_Exercise brief_. Lines holding the string "index" are the ones to copy from this listing.

_Data_.
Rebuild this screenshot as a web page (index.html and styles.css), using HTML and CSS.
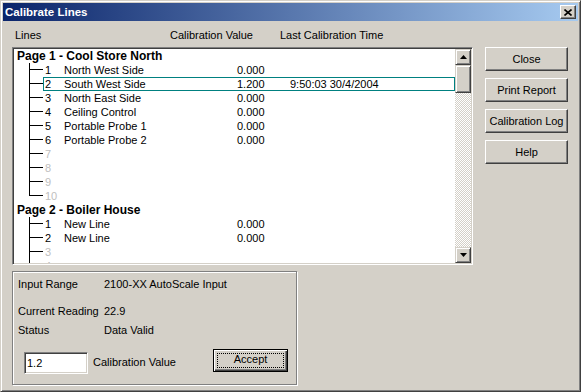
FILE: index.html
```html
<!DOCTYPE html>
<html lang="en">
<head>
    <meta charset="UTF-8">
    <title>Calibrate Lines</title>
    <link rel="stylesheet" href="styles.css">
</head>
<body>
<div class="window">
    <div class="titlebar">
        <span class="title">Calibrate Lines</span>
        <button class="title-close" type="button">
            <svg width="8" height="7" viewBox="0 0 8 7"><path d="M0.5 0.5 L7.5 6.5 M7.5 0.5 L0.5 6.5" stroke="#000" stroke-width="1.6"/></svg>
        </button>
    </div>

    <div class="client">
        <div class="col-heads">
            <span class="head-lines">Lines</span>
            <span class="head-value">Calibration Value</span>
            <span>Last Calibration Time</span>
        </div>

        <div class="main">
            <div class="listbox">
                <div class="tree">
                    <div class="page">Page 1 - Cool Store North</div>
                    <div class="row"><span class="gutter"><span class="branch"><span class="stub"></span></span></span><span class="cells"><span class="num">1</span><span class="name">North West Side</span><span class="val">0.000</span></span></div>
                    <div class="row"><span class="gutter"><span class="branch"><span class="stub"></span></span></span><span class="cells selected"><span class="num">2</span><span class="name">South West Side</span><span class="val">1.200</span><span class="time">9:50:03 30/4/2004</span></span></div>
                    <div class="row"><span class="gutter"><span class="branch"><span class="stub"></span></span></span><span class="cells"><span class="num">3</span><span class="name">North East Side</span><span class="val">0.000</span></span></div>
                    <div class="row"><span class="gutter"><span class="branch"><span class="stub"></span></span></span><span class="cells"><span class="num">4</span><span class="name">Ceiling Control</span><span class="val">0.000</span></span></div>
                    <div class="row"><span class="gutter"><span class="branch"><span class="stub"></span></span></span><span class="cells"><span class="num">5</span><span class="name">Portable Probe 1</span><span class="val">0.000</span></span></div>
                    <div class="row"><span class="gutter"><span class="branch"><span class="stub"></span></span></span><span class="cells"><span class="num">6</span><span class="name">Portable Probe 2</span><span class="val">0.000</span></span></div>
                    <div class="row unused"><span class="gutter"><span class="branch"><span class="stub"></span></span></span><span class="cells"><span class="num">7</span></span></div>
                    <div class="row unused"><span class="gutter"><span class="branch"><span class="stub"></span></span></span><span class="cells"><span class="num">8</span></span></div>
                    <div class="row unused"><span class="gutter"><span class="branch"><span class="stub"></span></span></span><span class="cells"><span class="num">9</span></span></div>
                    <div class="row unused last"><span class="gutter"><span class="branch"><span class="stub"></span></span></span><span class="cells"><span class="num">10</span></span></div>

                    <div class="page">Page 2 - Boiler House</div>
                    <div class="row"><span class="gutter"><span class="branch"><span class="stub"></span></span></span><span class="cells"><span class="num">1</span><span class="name">New Line</span><span class="val">0.000</span></span></div>
                    <div class="row"><span class="gutter"><span class="branch"><span class="stub"></span></span></span><span class="cells"><span class="num">2</span><span class="name">New Line</span><span class="val">0.000</span></span></div>
                    <div class="row unused"><span class="gutter"><span class="branch"><span class="stub"></span></span></span><span class="cells"><span class="num">3</span></span></div>
                    <div class="row unused"><span class="gutter"><span class="branch"><span class="stub"></span></span></span><span class="cells"><span class="num">4</span></span></div>
                </div>

                <div class="scrollbar">
                    <div class="sb-btn">
                        <svg width="7" height="4" viewBox="0 0 7 4"><polygon points="3.5,0 7,4 0,4" fill="#000"/></svg>
                    </div>
                    <div class="sb-thumb"></div>
                    <div class="sb-track"></div>
                    <div class="sb-btn">
                        <svg width="7" height="4" viewBox="0 0 7 4"><polygon points="0,0 7,0 3.5,4" fill="#000"/></svg>
                    </div>
                </div>
            </div>

            <div class="buttons">
                <button class="btn" type="button">Close</button>
                <button class="btn" type="button">Print Report</button>
                <button class="btn" type="button">Calibration Log</button>
                <button class="btn" type="button">Help</button>
            </div>
        </div>

        <div class="groupbox">
            <div class="info first">
                <span class="info-label">Input Range</span>
                <span>2100-XX AutoScale Input</span>
            </div>
            <div class="info second">
                <span class="info-label">Current Reading</span>
                <span>22.9</span>
            </div>
            <div class="info third">
                <span class="info-label">Status</span>
                <span>Data Valid</span>
            </div>
            <div class="cal-row">
                <input class="cal-input" type="text" value="1.2">
                <span class="cal-label">Calibration Value</span>
                <button class="btn default" type="button"><span class="focus">Accept</span></button>
            </div>
        </div>
    </div>
</div>
</body>
</html>
```

FILE: styles.css
```css
* {
    box-sizing: border-box;
    margin: 0;
    padding: 0;
}

body {
    font-family: "Liberation Sans", Arial, sans-serif;
    font-size: 11px;
    color: #000;
    background: #d4d0c8;
}

/* window frame */
.window {
    width: 581px;
    height: 392px;
    background: #d4d0c8;
    border: 1px solid;
    border-color: #d4d0c8 #404040 #404040 #d4d0c8;
    box-shadow: inset 1px 1px #fff, inset -1px -1px #808080;
    padding: 2px;
}

.titlebar {
    height: 18px;
    display: flex;
    align-items: center;
    justify-content: space-between;
    padding: 0 2px 0 2px;
    background: linear-gradient(to right, #0a246a, #a6caf0);
    color: #fff;
    font-weight: bold;
    font-size: 11.5px;
}

.title-close {
    width: 16px;
    height: 14px;
    display: flex;
    align-items: center;
    justify-content: center;
    background: #d4d0c8;
    border: 1px solid;
    border-color: #fff #404040 #404040 #fff;
    box-shadow: inset -1px -1px #808080;
}

.client {
    padding: 8px 0 0 9px;
}

.col-heads {
    display: flex;
    height: 13px;
    line-height: 13px;
    margin-bottom: 5px;
}

.head-lines {
    width: 158px;
    padding-left: 3px;
}

.head-value {
    width: 110px;
}

.main {
    display: flex;
    height: 218px;
}

/* list with tree */
.listbox {
    width: 461px;
    display: flex;
    background: #fff;
    border: 1px solid;
    border-color: #808080 #fff #fff #808080;
    box-shadow: inset 1px 1px #404040, inset -1px -1px #d4d0c8;
    padding: 1px;
}

.tree {
    flex: 1;
    overflow: hidden;
}

.page {
    height: 14px;
    line-height: 14px;
    padding-left: 3px;
    font-weight: bold;
    font-size: 12px;
}

.row {
    display: flex;
    height: 14px;
    line-height: 14px;
}

.gutter {
    width: 29px;
    flex-shrink: 0;
    display: flex;
}

.branch {
    margin-left: 15px;
    width: 14px;
    border-left: 1px solid #000;
}

.stub {
    display: block;
    height: 7px;
    border-bottom: 1px solid #000;
}

.row.last .branch {
    border-left: none;
}

.row.last .stub {
    border-left: 1px solid #000;
}

.cells {
    flex: 1;
    display: flex;
}

.cells.selected {
    outline: 1px solid #008080;
    outline-offset: -1px;
}

.num {
    width: 21px;
    padding-left: 2px;
}

.name {
    width: 173px;
}

.val {
    width: 53px;
}

.row.unused {
    color: #c0c0c0;
}

/* scrollbar */
.scrollbar {
    width: 16px;
    display: flex;
    flex-direction: column;
}

.sb-btn,
.sb-thumb {
    background: #d4d0c8;
    border: 1px solid;
    border-color: #d4d0c8 #404040 #404040 #d4d0c8;
    box-shadow: inset 1px 1px #fff, inset -1px -1px #808080;
}

.sb-btn {
    height: 16px;
    display: flex;
    align-items: center;
    justify-content: center;
}

.sb-thumb {
    height: 28px;
}

.sb-track {
    flex: 1;
    background: repeating-conic-gradient(#d4d0c8 0 25%, #fff 0 50%) 0 0 / 2px 2px;
}

/* buttons */
.buttons {
    width: 83px;
    margin-left: 12px;
    display: flex;
    flex-direction: column;
    gap: 7px;
}

.btn {
    height: 24px;
    font-family: inherit;
    font-size: 11px;
    color: #000;
    background: #d4d0c8;
    border: 1px solid;
    border-color: #fff #404040 #404040 #fff;
    box-shadow: inset -1px -1px #808080;
}

.btn.default {
    width: 75px;
    height: 23px;
    margin-left: auto;
    border: 1px solid #000;
    box-shadow: inset 1px 1px #fff, inset -1px -1px #404040, inset -2px -2px #808080;
    padding: 3px;
}

.btn.default .focus {
    display: block;
    height: 100%;
    line-height: 13px;
    outline: 1px dotted #000;
    outline-offset: -1px;
}

/* calibration box */
.groupbox {
    width: 285px;
    height: 114px;
    margin-top: 6px;
    border: 1px solid #808080;
    box-shadow: inset 1px 1px #fff, 1px 1px #fff;
    padding: 6px 8px 0 5px;
}

.info {
    display: flex;
    height: 13px;
    line-height: 13px;
}

.info-label {
    width: 86px;
}

.info.second {
    margin-top: 14px;
}

.info.third {
    margin-top: 6px;
}

.cal-row {
    display: flex;
    align-items: flex-start;
    margin-top: 12px;
}

.cal-input {
    width: 64px;
    height: 22px;
    margin: 3px 0 0 6px;
    padding-left: 2px;
    font-family: inherit;
    font-size: 11px;
    background: #fff;
    border: 1px solid;
    border-color: #808080 #fff #fff #808080;
    box-shadow: inset 1px 1px #404040, inset -1px -1px #d4d0c8;
    outline: none;
}

.cal-label {
    margin: 7px 0 0 5px;
    line-height: 13px;
}
```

_Written solution_.
Rebuild this screenshot as a web page (index.html and styles.css), using HTML and CSS.
FILE: index.html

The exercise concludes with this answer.